As mentioned in the original post here, LLVM does seem to peek into module level assembly and detect symbols from there. Can you have a look with llvm-nm on the LTO object file, to see which labels are visible and which aren't?

lhmouse commented 2 days ago

@mstorsjo The function that is defined in assembly is __MCF_gthr_call_once_seh_take_over.

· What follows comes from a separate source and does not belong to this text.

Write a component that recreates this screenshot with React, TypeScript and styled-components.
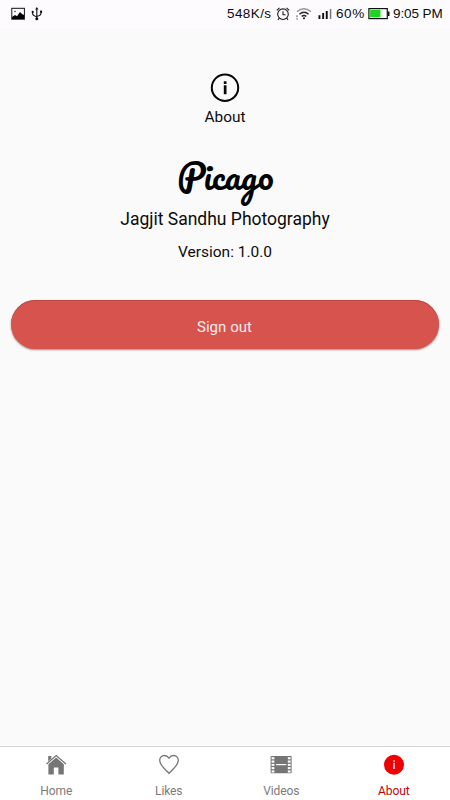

It appears twice, being both defined and undefined 😂 :

$ llvm-nm ./libmcfgthread-minimal-1.dll.p/mcfgthread_gthr_aux.c.obj
                 U _MCF_mutex_lock_slow
                 U _MCF_mutex_unlock_slow
                 U _MCF_once_abort
                 U _MCF_once_release
                 U _MCF_once_wait_slow
                 U _MCF_shared_mutex_lock_exclusive_slow
                 U _MCF_shared_mutex_lock_shared_slow
                 U _MCF_shared_mutex_unlock_slow
---------------- T __MCF_gthr_call_once_seh
                 U __MCF_gthr_call_once_seh_take_over
---------------- T __MCF_gthr_call_once_seh_take_over
---------------- T __MCF_gthr_mutex_relock_callback
---------------- T __MCF_gthr_mutex_unlock_callback
---------------- T __MCF_gthr_rc_mutex_init
---------------- T __MCF_gthr_rc_mutex_recurse
---------------- T __MCF_gthr_rc_mutex_release
---------------- T __MCF_gthr_rc_mutex_wait
---------------- T __MCF_gthr_recursive_mutex_relock_callback
---------------- T __MCF_gthr_recursive_mutex_unlock_callback
---------------- T __MCF_gthr_shared_mutex_relock_exclusive_callback
---------------- T __MCF_gthr_shared_mutex_relock_shared_callback
---------------- T __MCF_gthr_shared_mutex_unlock_callback
---------------- T __MCF_gthr_thread_thunk_v2
---------------- T __MCF_gthr_timeout_from_timespec
---------------- T __MCF_gthr_unonce
---------------- t do_call_once_seh_uhandler

And more importantly, ".section \".drectve\" \n\t.ascii \" -export:\\\"__MCF_gthr_call_once_seh_take_over\\\"\" \n\t" seems lost. The symbol is not exported from the DLL, causing linker errors for test programs.